EXERCISE PROMPT: Please write out the complete listing that follows, exactly as it reads.

RECORDED DATA:
↓
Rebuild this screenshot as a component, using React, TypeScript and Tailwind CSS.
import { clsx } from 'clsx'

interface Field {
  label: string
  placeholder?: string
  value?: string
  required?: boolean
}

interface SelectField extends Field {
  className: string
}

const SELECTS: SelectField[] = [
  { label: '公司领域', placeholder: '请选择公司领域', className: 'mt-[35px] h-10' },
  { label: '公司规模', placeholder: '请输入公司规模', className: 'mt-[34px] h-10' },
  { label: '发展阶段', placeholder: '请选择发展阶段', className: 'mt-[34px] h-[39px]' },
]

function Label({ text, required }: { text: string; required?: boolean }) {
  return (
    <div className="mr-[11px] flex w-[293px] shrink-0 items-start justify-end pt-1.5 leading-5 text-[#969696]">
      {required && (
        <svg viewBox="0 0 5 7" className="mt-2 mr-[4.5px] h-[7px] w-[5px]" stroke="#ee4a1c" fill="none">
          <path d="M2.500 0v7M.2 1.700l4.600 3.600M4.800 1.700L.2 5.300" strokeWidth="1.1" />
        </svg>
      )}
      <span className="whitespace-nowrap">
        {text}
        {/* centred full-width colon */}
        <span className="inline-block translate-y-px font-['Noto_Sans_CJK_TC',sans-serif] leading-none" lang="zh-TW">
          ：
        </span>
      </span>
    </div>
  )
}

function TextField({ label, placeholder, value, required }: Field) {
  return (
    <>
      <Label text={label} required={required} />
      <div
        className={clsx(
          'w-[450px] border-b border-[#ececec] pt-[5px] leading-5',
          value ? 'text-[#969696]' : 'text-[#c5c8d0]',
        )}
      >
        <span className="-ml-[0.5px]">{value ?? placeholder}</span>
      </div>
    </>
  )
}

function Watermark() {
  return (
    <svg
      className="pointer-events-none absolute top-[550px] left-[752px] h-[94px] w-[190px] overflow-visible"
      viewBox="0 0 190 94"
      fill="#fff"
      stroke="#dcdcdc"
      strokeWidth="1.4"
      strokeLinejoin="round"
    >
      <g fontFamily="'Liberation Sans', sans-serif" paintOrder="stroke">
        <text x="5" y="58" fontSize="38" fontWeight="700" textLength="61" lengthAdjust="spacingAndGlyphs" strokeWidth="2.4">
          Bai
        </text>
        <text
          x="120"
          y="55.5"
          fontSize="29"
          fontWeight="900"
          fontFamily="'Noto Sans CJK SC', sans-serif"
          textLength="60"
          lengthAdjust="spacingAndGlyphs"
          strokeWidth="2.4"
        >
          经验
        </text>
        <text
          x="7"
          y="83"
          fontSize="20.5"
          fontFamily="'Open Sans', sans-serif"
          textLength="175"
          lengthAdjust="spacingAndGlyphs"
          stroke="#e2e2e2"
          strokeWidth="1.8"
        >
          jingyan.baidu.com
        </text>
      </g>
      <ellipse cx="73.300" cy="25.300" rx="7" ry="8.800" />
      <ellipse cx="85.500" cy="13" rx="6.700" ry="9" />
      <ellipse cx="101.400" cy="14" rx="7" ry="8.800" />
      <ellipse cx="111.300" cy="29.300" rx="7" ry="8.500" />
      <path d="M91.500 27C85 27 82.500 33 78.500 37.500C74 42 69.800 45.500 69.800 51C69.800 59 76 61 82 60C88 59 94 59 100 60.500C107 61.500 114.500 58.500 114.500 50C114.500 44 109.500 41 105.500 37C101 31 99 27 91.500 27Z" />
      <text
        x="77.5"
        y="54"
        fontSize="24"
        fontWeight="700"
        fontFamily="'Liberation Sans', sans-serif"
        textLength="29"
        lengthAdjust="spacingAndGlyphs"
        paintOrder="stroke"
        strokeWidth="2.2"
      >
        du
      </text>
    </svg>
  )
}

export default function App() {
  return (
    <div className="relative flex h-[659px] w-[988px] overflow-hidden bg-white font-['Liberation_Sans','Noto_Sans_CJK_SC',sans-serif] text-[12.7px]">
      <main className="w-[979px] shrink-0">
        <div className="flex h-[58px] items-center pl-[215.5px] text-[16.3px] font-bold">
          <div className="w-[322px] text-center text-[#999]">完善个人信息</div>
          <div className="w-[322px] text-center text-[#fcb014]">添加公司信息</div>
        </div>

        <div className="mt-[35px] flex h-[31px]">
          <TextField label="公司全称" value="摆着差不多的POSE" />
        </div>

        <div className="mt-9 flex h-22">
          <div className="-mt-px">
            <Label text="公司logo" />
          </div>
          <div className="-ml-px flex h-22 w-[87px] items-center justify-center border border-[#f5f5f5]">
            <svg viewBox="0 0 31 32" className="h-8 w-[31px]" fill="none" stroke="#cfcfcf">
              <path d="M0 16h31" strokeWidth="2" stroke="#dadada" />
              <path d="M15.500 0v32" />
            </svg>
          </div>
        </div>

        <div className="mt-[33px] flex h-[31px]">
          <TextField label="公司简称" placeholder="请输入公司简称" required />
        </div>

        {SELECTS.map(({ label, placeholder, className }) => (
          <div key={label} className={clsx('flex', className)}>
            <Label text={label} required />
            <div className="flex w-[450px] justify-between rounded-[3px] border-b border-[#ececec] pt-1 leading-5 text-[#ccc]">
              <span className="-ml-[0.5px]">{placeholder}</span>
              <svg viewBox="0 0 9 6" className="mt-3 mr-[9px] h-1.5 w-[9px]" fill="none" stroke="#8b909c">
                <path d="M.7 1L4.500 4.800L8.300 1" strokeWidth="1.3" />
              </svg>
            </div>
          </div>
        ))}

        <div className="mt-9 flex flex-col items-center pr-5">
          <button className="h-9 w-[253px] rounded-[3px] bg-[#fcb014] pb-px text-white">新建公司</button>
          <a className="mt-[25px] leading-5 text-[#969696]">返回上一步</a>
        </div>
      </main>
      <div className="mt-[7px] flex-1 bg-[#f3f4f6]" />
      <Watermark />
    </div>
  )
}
↑
OUTPUT FOR THIS EXERCISE:
Rebuild this screenshot as a component, using React, TypeScript and Tailwind CSS.
import { clsx } from 'clsx'

interface Field {
  label: string
  placeholder?: string
  value?: string
  required?: boolean
}

interface SelectField extends Field {
  className: string
}

const SELECTS: SelectField[] = [
  { label: '公司领域', placeholder: '请选择公司领域', className: 'mt-[35px] h-10' },
  { label: '公司规模', placeholder: '请输入公司规模', className: 'mt-[34px] h-10' },
  { label: '发展阶段', placeholder: '请选择发展阶段', className: 'mt-[34px] h-[39px]' },
]

function Label({ text, required }: { text: string; required?: boolean }) {
  return (
    <div className="mr-[11px] flex w-[293px] shrink-0 items-start justify-end pt-1.5 leading-5 text-[#969696]">
      {required && (
        <svg viewBox="0 0 5 7" className="mt-2 mr-[4.5px] h-[7px] w-[5px]" stroke="#ee4a1c" fill="none">
          <path d="M2.500 0v7M.2 1.700l4.600 3.600M4.800 1.700L.2 5.300" strokeWidth="1.1" />
        </svg>
      )}
      <span className="whitespace-nowrap">
        {text}
        {/* centred full-width colon */}
        <span className="inline-block translate-y-px font-['Noto_Sans_CJK_TC',sans-serif] leading-none" lang="zh-TW">
          ：
        </span>
      </span>
    </div>
  )
}

function TextField({ label, placeholder, value, required }: Field) {
  return (
    <>
      <Label text={label} required={required} />
      <div
        className={clsx(
          'w-[450px] border-b border-[#ececec] pt-[5px] leading-5',
          value ? 'text-[#969696]' : 'text-[#c5c8d0]',
        )}
      >
        <span className="-ml-[0.5px]">{value ?? placeholder}</span>
      </div>
    </>
  )
}

function Watermark() {
  return (
    <svg
      className="pointer-events-none absolute top-[550px] left-[752px] h-[94px] w-[190px] overflow-visible"
      viewBox="0 0 190 94"
      fill="#fff"
      stroke="#dcdcdc"
      strokeWidth="1.4"
      strokeLinejoin="round"
    >
      <g fontFamily="'Liberation Sans', sans-serif" paintOrder="stroke">
        <text x="5" y="58" fontSize="38" fontWeight="700" textLength="61" lengthAdjust="spacingAndGlyphs" strokeWidth="2.4">
          Bai
        </text>
        <text
          x="120"
          y="55.5"
          fontSize="29"
          fontWeight="900"
          fontFamily="'Noto Sans CJK SC', sans-serif"
          textLength="60"
          lengthAdjust="spacingAndGlyphs"
          strokeWidth="2.4"
        >
          经验
        </text>
        <text
          x="7"
          y="83"
          fontSize="20.5"
          fontFamily="'Open Sans', sans-serif"
          textLength="175"
          lengthAdjust="spacingAndGlyphs"
          stroke="#e2e2e2"
          strokeWidth="1.8"
        >
          jingyan.baidu.com
        </text>
      </g>
      <ellipse cx="73.300" cy="25.300" rx="7" ry="8.800" />
      <ellipse cx="85.500" cy="13" rx="6.700" ry="9" />
      <ellipse cx="101.400" cy="14" rx="7" ry="8.800" />
      <ellipse cx="111.300" cy="29.300" rx="7" ry="8.500" />
      <path d="M91.500 27C85 27 82.500 33 78.500 37.500C74 42 69.800 45.500 69.800 51C69.800 59 76 61 82 60C88 59 94 59 100 60.500C107 61.500 114.500 58.500 114.500 50C114.500 44 109.500 41 105.500 37C101 31 99 27 91.500 27Z" />
      <text
        x="77.5"
        y="54"
        fontSize="24"
        fontWeight="700"
        fontFamily="'Liberation Sans', sans-serif"
        textLength="29"
        lengthAdjust="spacingAndGlyphs"
        paintOrder="stroke"
        strokeWidth="2.2"
      >
        du
      </text>
    </svg>
  )
}

export default function App() {
  return (
    <div className="relative flex h-[659px] w-[988px] overflow-hidden bg-white font-['Liberation_Sans','Noto_Sans_CJK_SC',sans-serif] text-[12.7px]">
      <main className="w-[979px] shrink-0">
        <div className="flex h-[58px] items-center pl-[215.5px] text-[16.3px] font-bold">
          <div className="w-[322px] text-center text-[#999]">完善个人信息</div>
          <div className="w-[322px] text-center text-[#fcb014]">添加公司信息</div>
        </div>

        <div className="mt-[35px] flex h-[31px]">
          <TextField label="公司全称" value="摆着差不多的POSE" />
        </div>

        <div className="mt-9 flex h-22">
          <div className="-mt-px">
            <Label text="公司logo" />
          </div>
          <div className="-ml-px flex h-22 w-[87px] items-center justify-center border border-[#f5f5f5]">
            <svg viewBox="0 0 31 32" className="h-8 w-[31px]" fill="none" stroke="#cfcfcf">
              <path d="M0 16h31" strokeWidth="2" stroke="#dadada" />
              <path d="M15.500 0v32" />
            </svg>
          </div>
        </div>

        <div className="mt-[33px] flex h-[31px]">
          <TextField label="公司简称" placeholder="请输入公司简称" required />
        </div>

        {SELECTS.map(({ label, placeholder, className }) => (
          <div key={label} className={clsx('flex', className)}>
            <Label text={label} required />
            <div className="flex w-[450px] justify-between rounded-[3px] border-b border-[#ececec] pt-1 leading-5 text-[#ccc]">
              <span className="-ml-[0.5px]">{placeholder}</span>
              <svg viewBox="0 0 9 6" className="mt-3 mr-[9px] h-1.5 w-[9px]" fill="none" stroke="#8b909c">
                <path d="M.7 1L4.500 4.800L8.300 1" strokeWidth="1.3" />
              </svg>
            </div>
          </div>
        ))}

        <div className="mt-9 flex flex-col items-center pr-5">
          <button className="h-9 w-[253px] rounded-[3px] bg-[#fcb014] pb-px text-white">新建公司</button>
          <a className="mt-[25px] leading-5 text-[#969696]">返回上一步</a>
        </div>
      </main>
      <div className="mt-[7px] flex-1 bg-[#f3f4f6]" />
      <Watermark />
    </div>
  )
}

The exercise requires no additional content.